As the flooring is made from the same 1cm polystyrene it means the door will end up higher than the outside floor and steps will have to be added. As I´d planned to add a floor I also made the doorway 1cm higher to take this into account.
When the sand has dried, paint.
Another step, window and door Frames. Like the flooring, these aren´t necessary but it adds to the General look of the finished building. These are simply made from coffee sticks, cut to length, the top and bottom of the Frame glued in first, then the sides. Any small gaps can be filled by putting some PVA on your fingertip and smearing it over the cracks. The easiest way of placing the pieces of coffee stick is to use an old pair of tweezers.
Now the Roof. Thin Card folded and cut to shape. Put PVA along the top of all the walls and then attach the Card, Holding it down with the board Pins. It´s best to start the pinning down from the top of the Roof and working down to the bottom.

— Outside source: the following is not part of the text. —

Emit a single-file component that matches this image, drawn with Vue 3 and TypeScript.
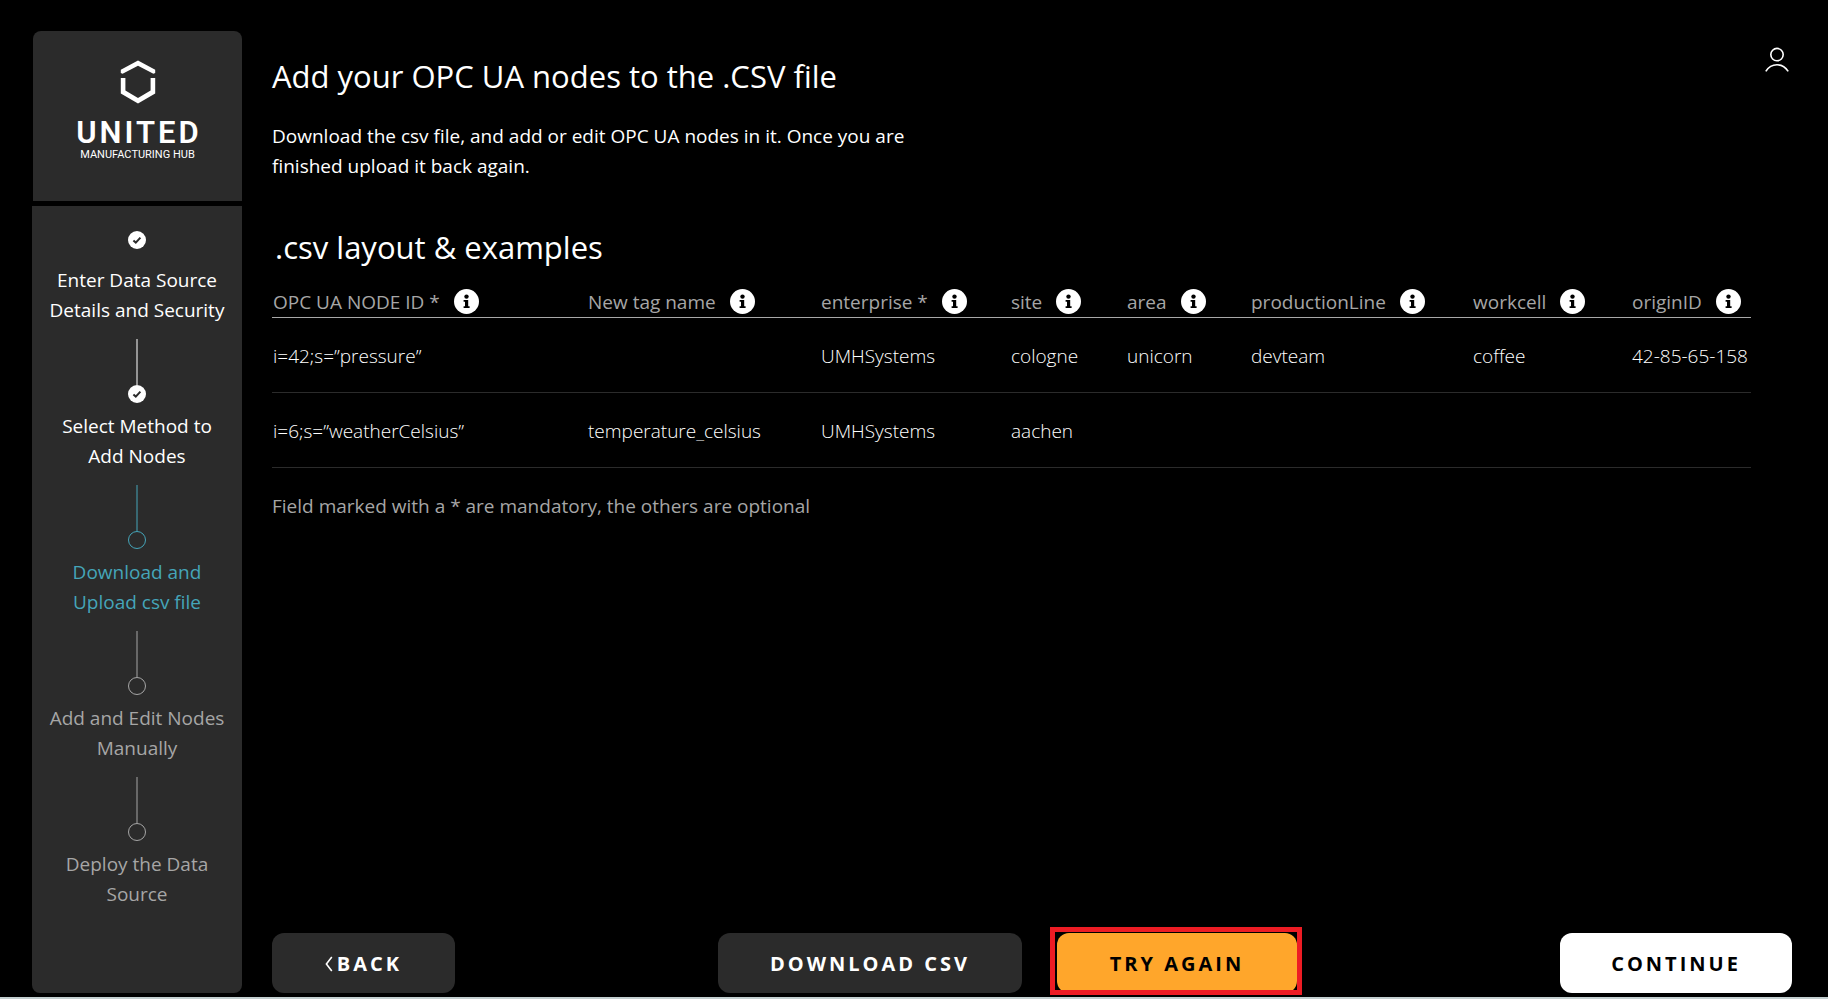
<script setup lang="ts">
type StepState = 'done' | 'current' | 'todo'

interface Step {
  label: string
  state: StepState
}

interface Column {
  key: string
  title: string
}

const steps: Step[] = [
  { label: 'Enter Data Source Details and Security', state: 'done' },
  { label: 'Select Method to Add Nodes', state: 'done' },
  { label: 'Download and Upload csv file', state: 'current' },
  { label: 'Add and Edit Nodes Manually', state: 'todo' },
  { label: 'Deploy the Data Source', state: 'todo' },
]

const columns: Column[] = [
  { key: 'node', title: 'OPC UA NODE ID *' },
  { key: 'tag', title: 'New tag name' },
  { key: 'enterprise', title: 'enterprise *' },
  { key: 'site', title: 'site' },
  { key: 'area', title: 'area' },
  { key: 'line', title: 'productionLine' },
  { key: 'workcell', title: 'workcell' },
  { key: 'origin', title: 'originID' },
]

const rows: Record<string, string>[] = [
  {
    node: 'i=42;s=”pressure”',
    enterprise: 'UMHSystems',
    site: 'cologne',
    area: 'unicorn',
    line: 'devteam',
    workcell: 'coffee',
    origin: '42-85-65-158',
  },
  {
    node: 'i=6;s=”weatherCelsius”',
    tag: 'temperature_celsius',
    enterprise: 'UMHSystems',
    site: 'aachen',
  },
]
</script>

<template>
  <div class="page">
    <aside class="sidebar">
      <div class="brand">
        <svg class="brand-mark" viewBox="0 0 36 44" aria-hidden="true">
          <path d="M0.8 13V9.8L18 0.6L35.2 9.8V13L33.4 13.8L18 5.8L2.6 13.8Z" />
          <path d="M0.8 18H5.4V30.6L18 38L30.6 30.6V18H35.2V33.6L18 43.6L0.8 33.6Z" />
        </svg>
        <span class="brand-name">UNITED</span>
        <span class="brand-sub">MANUFACTURING HUB</span>
      </div>
      <nav class="steps" aria-label="Setup steps">
        <ol>
          <li v-for="step in steps" :key="step.label" :class="['step', step.state]">
            <span class="marker">
              <svg v-if="step.state === 'done'" viewBox="0 0 18 18" aria-hidden="true">
                <path d="M5.4 9.4L7.8 11.6L12.4 6.6" />
              </svg>
            </span>
            <span class="step-label">{{ step.label }}</span>
          </li>
        </ol>
      </nav>
    </aside>

    <main class="content">
      <header class="top">
        <h1>Add your OPC UA nodes to the .CSV file</h1>
        <button class="account" type="button" aria-label="Account">
          <svg viewBox="0 0 26 26" aria-hidden="true">
            <circle cx="13" cy="7.6" r="6.2" />
            <path d="M1.8 24.4C4.4 20.2 8.4 17.8 13 17.8S21.6 20.2 24.2 24.4" />
          </svg>
        </button>
      </header>
      <p class="intro">
        Download the csv file, and add or edit OPC UA nodes in it. Once you are finished upload it
        back again.
      </p>

      <section class="examples">
        <h2>.csv layout &amp; examples</h2>
        <table>
          <colgroup>
            <col v-for="column in columns" :key="column.key" :class="'col-' + column.key" />
          </colgroup>
          <thead>
            <tr>
              <th v-for="column in columns" :key="column.key" scope="col">
                <span class="head">
                  {{ column.title }}
                  <button class="info" type="button" :aria-label="'About ' + column.title">
                    <svg viewBox="0 0 25 25" aria-hidden="true">
                      <circle class="disc" cx="12.5" cy="12.5" r="12.5" />
                      <circle cx="12.5" cy="7.6" r="2.2" />
                      <path d="M9.6 11H14.2V17.2H15.6V19H9.6V17.2H11V12.8H9.6Z" />
                    </svg>
                  </button>
                </span>
              </th>
            </tr>
          </thead>
          <tbody>
            <tr v-for="row in rows" :key="row.node">
              <td v-for="column in columns" :key="column.key">{{ row[column.key] }}</td>
            </tr>
          </tbody>
        </table>
        <p class="note">Field marked with a * are mandatory, the others are optional</p>
      </section>

      <footer class="actions">
        <button class="btn back" type="button">
          <svg viewBox="0 0 8 16" aria-hidden="true"><path d="M6.8 1L1.4 8L6.8 15" /></svg>BACK
        </button>
        <div class="group">
          <button class="btn download" type="button">DOWNLOAD CSV</button>
          <div class="highlight">
            <button class="btn retry" type="button">TRY AGAIN</button>
          </div>
        </div>
        <button class="btn continue" type="button">CONTINUE</button>
      </footer>
    </main>
  </div>
</template>

<style>
body {
  margin: 0;
  background: #000;
}
</style>

<style scoped>
.page {
  box-sizing: border-box;
  display: flex;
  gap: 30px;
  min-height: 100vh;
  padding: 31px 36px 4px 32px;
  border-bottom: 2px solid #c3cfd0;
  background: #000;
  color: #fff;
  font-family: 'Open Sans', 'Noto Sans', sans-serif;
  font-size: 19px;
  line-height: 30px;
}

h1,
h2,
p,
ol {
  margin: 0;
  padding: 0;
}

button {
  box-sizing: border-box;
  margin: 0;
  padding: 0;
  border: 0;
  background: none;
  color: inherit;
  font: inherit;
  cursor: pointer;
}

.sidebar {
  display: flex;
  flex: 0 0 210px;
  flex-direction: column;
  gap: 5px;
}

.brand {
  display: flex;
  box-sizing: border-box;
  flex-direction: column;
  align-items: center;
  height: 170px;
  margin-left: 1px;
  padding-top: 29px;
  border-radius: 8px 8px 0 0;
  background: #2b2b2b;
  font-family: Roboto, sans-serif;
}

.brand-mark {
  width: 36px;
  height: 44px;
  fill: #fff;
}

.brand-name {
  margin-top: 14px;
  padding-left: 3px;
  font-size: 31px;
  font-weight: 600;
  letter-spacing: 3px;
  line-height: 30px;
}

.brand-sub {
  font-size: 11px;
  line-height: 14px;
}

.steps {
  flex: 1;
  padding: 25px 12px;
  border-radius: 0 0 8px 8px;
  background: #2b2b2b;
}

.steps ol {
  list-style: none;
}

.step {
  display: flex;
  flex-direction: column;
  align-items: center;
  gap: 8px;
  text-align: center;
}

.step:first-child {
  gap: 16px;
}

.step + .step::before {
  width: 2px;
  height: 46px;
  margin: 14px 0 -8px;
  background: currentColor;
  content: '';
  opacity: 0.5;
}

.step.current {
  color: #45a5b9;
}

.step.todo {
  color: #a6a6a6;
}

.marker {
  box-sizing: border-box;
  width: 18px;
  height: 18px;
  border: 1px solid currentColor;
  border-radius: 50%;
}

.done .marker {
  border: 0;
  background: #fff;
}

.marker svg {
  display: block;
  fill: none;
  stroke: #2b2b2b;
  stroke-width: 2;
}

.step-label {
  max-width: 180px;
}

.content {
  display: flex;
  flex: 1;
  flex-direction: column;
  min-width: 0;
}

.top {
  display: flex;
  align-items: flex-start;
  justify-content: space-between;
}

h1,
h2 {
  font-size: 31px;
  font-weight: 400;
  line-height: 40px;
}

h1 {
  padding-top: 25px;
}

.account {
  width: 26px;
  height: 26px;
  margin: 16px 2px 0 0;
}

.account svg {
  display: block;
  fill: none;
  stroke: #fff;
  stroke-width: 1.6;
}

.intro {
  max-width: 660px;
  margin-top: 25px;
}

.examples {
  margin: 46px 41px 0 0;
}

h2 {
  padding-left: 3px;
}

table {
  width: 100%;
  margin-top: 18px;
  border-collapse: separate;
  border-spacing: 0;
  table-layout: fixed;
}

th,
td {
  box-sizing: border-box;
  padding: 1px 0 0 1px;
  text-align: left;
  white-space: nowrap;
}

th {
  height: 33px;
  border-bottom: 1px solid #a8a8a8;
  color: #a6a6a6;
  font-weight: 400;
}

td {
  height: 75px;
  border-bottom: 1px solid #2b2b2b;
  font-weight: 300;
}

.col-node {
  width: 315px;
}

.col-tag {
  width: 233px;
}

.col-enterprise {
  width: 190px;
}

.col-site {
  width: 116px;
}

.col-area {
  width: 124px;
}

.col-line {
  width: 222px;
}

.col-workcell {
  width: 159px;
}

.col-origin {
  width: 120px;
}

.head {
  display: flex;
  align-items: center;
  gap: 14px;
}

.info {
  width: 25px;
  height: 25px;
}

.info svg {
  display: block;
  fill: #000;
}

.info .disc {
  fill: #fff;
}

.note {
  margin-top: 23px;
  color: #a6a6a6;
}

.actions {
  display: flex;
  flex-wrap: wrap;
  justify-content: space-between;
  gap: 20px;
  margin-top: auto;
}

.group {
  display: flex;
  gap: 35px;
}

.btn {
  display: flex;
  align-items: center;
  justify-content: center;
  height: 60px;
  padding-top: 2px;
  border-radius: 12px;
  background: #2b2b2b;
  font-size: 20px;
  font-weight: 700;
  letter-spacing: 3px;
}

.back {
  width: 183px;
  gap: 4px;
}

.back svg {
  width: 8px;
  height: 16px;
  fill: none;
  stroke: #fff;
  stroke-width: 1.6;
}

.download {
  width: 304px;
}

.retry {
  width: 240px;
  background: #ffa62b;
  color: #000;
}

.continue {
  width: 232px;
  background: #fff;
  color: #000;
}

.highlight {
  position: relative;
}

.highlight::after {
  position: absolute;
  inset: -6px -5px -2px -7px;
  border: 5px solid #ed1c24;
  content: '';
  pointer-events: none;
}
</style>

The tiles. On the left is the back of the corrugated paper which is first marked off (on the back of the sheet, not the corrugated side) in 1 cm strips. Then paint the corrugated side with chocolate Brown paint. It´s best not to paint the whole sheet in one go but cut it in half because as it gets wet it warps and you can cover half of the sheet faster before it warps than the whole sheet.
When the corrugated paper has dried cut it into strips. Simply apply glue to the back of each Strip and attach, overlapping each new Strip a tiny bit over the previous one. It doesn´t work as well if the glue is just smeared on the Card as the overlap doesn´t attach properly to the previous layer.
Finally the tiles for the top of the Roof. These are made with 0.5cm wide strips of Card cut into lengths of about 0.8 cm´s. Each one is then curved lengthways over a Paintbrush handle.
Keeping hold of the Paintbrush, dip the end of the handle into some PVA, smear it under the tile and attach. It´s a good idea to keep a tissue handy to occasionally wipe off any excess PVA from the Paintbrush.
When it´s all dried, paint with chocolate Brown, then let it dry (a hairdryer Speeds this up) and dry brush firstly with mix of brick red and chocolate Brown, then a final drybrush with brick red.